Since the 2000s, the United States has consistently deprioritized Latin America, driven in large part by its focus on the global war on terror. This tendency has largely held regardless of whether Republicans or Democrats were in power. It was this strategic vacuum that a rising China moved to fill. Over the same period, China steadily deepened its engagement with Latin America, and in 2017 began to include the region as a “natural extension” of the Belt and Road Initiative. Continuing its engagement amid U.S. indifference, China has now surpassed the United States to become the principal trading partner of several major Latin American countries. Moreover, Chinese ownership of transportation infrastructure such as ports, along with the diffusion of information and communications technologies, has emerged as a security concern for the United States. China has also expanded its involvement in regional organizations such as the Community of Latin American and Caribbean States (CELAC) and deepened military exchanges. As a result, China’s presence in Latin America has advanced across political, economic, and military domains.4
Yet neither the first Trump administration nor the Biden administration demonstrated particularly strong interest in Latin America. The shift in posture under the second Trump administration marks an important turning point.
What does Trump’s version of the Monroe Doctrine (“Donroe Doctrine”) seek to achieve?
Senior government officials made statements endorsing the Monroe Doctrine even during the first Trump term, which saw Trump visit Latin America only once – to attend the G20 summit in Buenos Aires.
That said, the administration took a hard line when it came to U.S. interests, including imposing severe sanctions on anti-U.S. leftist governments such as those in Cuba and Venezuela, renegotiating the North American Free Trade Agreement (NAFTA), and intervening in the Inter-American Development Bank.
At the time, concerns were also growing about China’s involvement in Latin America, particularly in the information and communications technology sector. In 2020, the United States announced the “Clean Network” initiative aimed at excluding Chinese companies from countries in the region. However, Trump failed to secure re-election.
Under the subsequent Biden administration, Latin America was described not as a “backyard” but as a “front yard,” and policies emphasizing democratic values and equality were pursued. Values-based diplomacy that failed to take regional contexts into account proved ineffective, though, and the administration was unable to win over Latin American countries.5
It was against this backdrop that the second Trump administration set sail. Soon after taking office, President Trump sent Secretary of State Marco Rubio on a tour of Central America and the Caribbean, seeking to eliminate Chinese influence over the Panama Canal.
This was followed by attacks on Venezuelan “drug-trafficking vessels” and, subsequently, the detention of the country’s president. Since 2019, the United States had refused to recognize the Maduro government, which inherited anti-U.S. authoritarianism from President Hugo Chávez. Upon Maduro’s detention,
Trump stated that the United States would “run” Venezuela until regime change was achieved.

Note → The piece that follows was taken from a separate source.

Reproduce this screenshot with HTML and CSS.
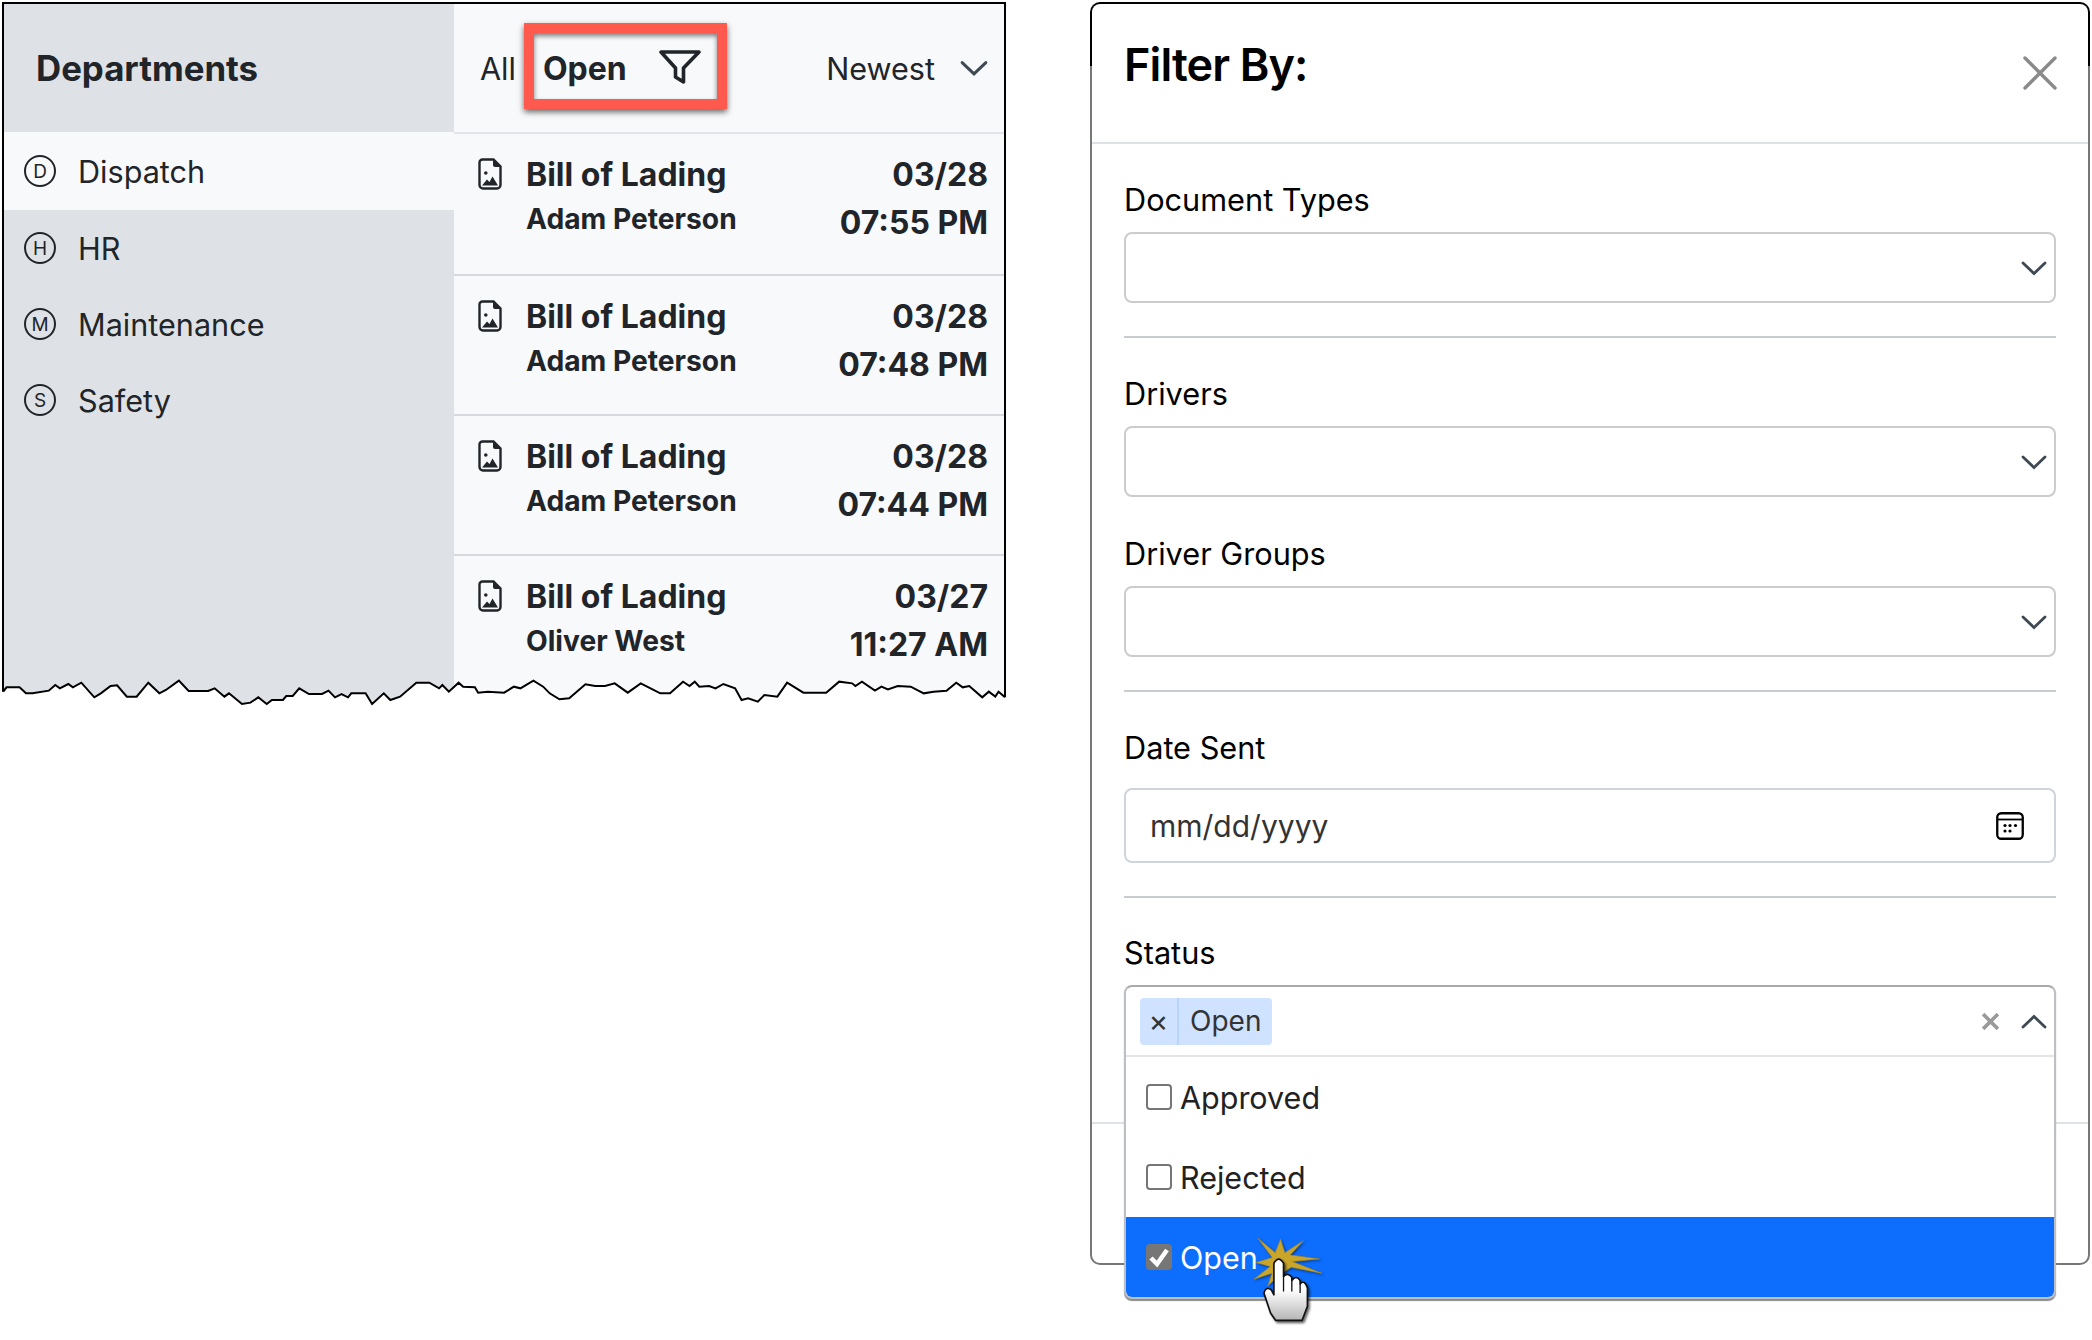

It is noteworthy that when Trump himself speaks about Venezuela, references to U.S. economic interests – particularly oil – stand out more than appeals to values such as democracy. Comparisons have been drawn between the invasion of Venezuela and the U.S. invasion of Panama at the end of 1989, but the Trump administration’s intervention in Venezuela this time may be aimed less at stabilizing the country through democratization than at curbing the inflow of drugs while securing access to resources.
From this perspective, Trump’s version of the Monroe Doctrine prioritizes justifying forceful engagement with countries affecting U.S. homeland security and economic interests over managing the Western Hemisphere on the basis of shared values. In that sense, the essence of Trump’s foreign policy – an unvarnished pursuit of national self-interest 6 -- has not changed since Trump 1.0. If anything, this tendency has become more pronounced under Trump 2.0. The use of force against Venezuela carried out in this context can thus be understood as both a denunciation of past administrations’ policies as “failures” and, despite internal debates, an action designed to appeal to Trump’s political base.
Future outlook
This paper has examined the Trump administration’s policy toward the Western Hemisphere through NSS 2025 and U.S. involvement in Venezuela. At present, Trump’s version of the Monroe Doctrine can be understood as a guiding principle for forcefully advancing intervention in the Western Hemisphere based on U.S. national interests. In this respect, it echoes the moment in 1904 when President Theodore Roosevelt modified the original Monroe Doctrine – initially intended to reject European interference in the Americas – through the “Roosevelt Corollary,” thereby justifying U.S. intervention in the region.7
The military intervention in Venezuela has split the international community into countries that criticize the United States, those that support it, and those that have not taken a clear position. Given that China and Russia have criticized the United States, and considering their close ties with Venezuela, some observers view the issue as evidence of a world dividing into opposing camps.
However, Latin American countries’ attitudes toward the United States are far from uniform. As illustrated by the Dominican Republic’s decision to postpone the Summit of the Americas that had been scheduled for last December, many Latin American countries harbor deep mistrust toward Washington’s hardline regional posture. 8 While some governments such as President Nayib Bukele’s administration in El Salvador and President Javier Milei’s government in Argentina seek to maintain power by aligning themselves closely with the Trump administration, most Latin American countries attempt to leverage U.S.–China rivalry to their own advantage. More broadly, Latin American states tend to resist U.S. interventions that undermine regional autonomy, and in practice many initiatives that Washington has sought to push through forcefully have faltered. In light of this, it remains unclear whether U.S. “management” of Venezuela, or Trump’s version of the Monroe Doctrine more generally, will succeed. Although NSS 2025 expresses confidence in the strength of ties between the United States and Latin American countries, there is also the view that the Trump administration’s coercive interventions may accelerate closer relations between Latin America and China. 9 China’s presence in the region has become far more pronounced than in the past.
Originally, the Monroe Doctrine functioned both as a warning against European involvement in the Western Hemisphere and as a declaration of non-interference in Europe. NSS 2025 states that “the days of the United States propping up the entire world order like Atlas are over.” If Trump’s version of the Monroe Doctrine, like the original, implies restraint from engagement beyond America’s sphere of influence, Japan would face serious challenges. Whereas NSS 2017 explicitly identified Chinese inroads into the Western Hemisphere as a concern, NSS 2025 refrains from doing so 10 and instead refers to a rebalancing of the global military balance of power. This may suggest that Trump 2.0 is contemplating a vision in which responsibility for managing the international order is effectively demarcated vis-à-vis China.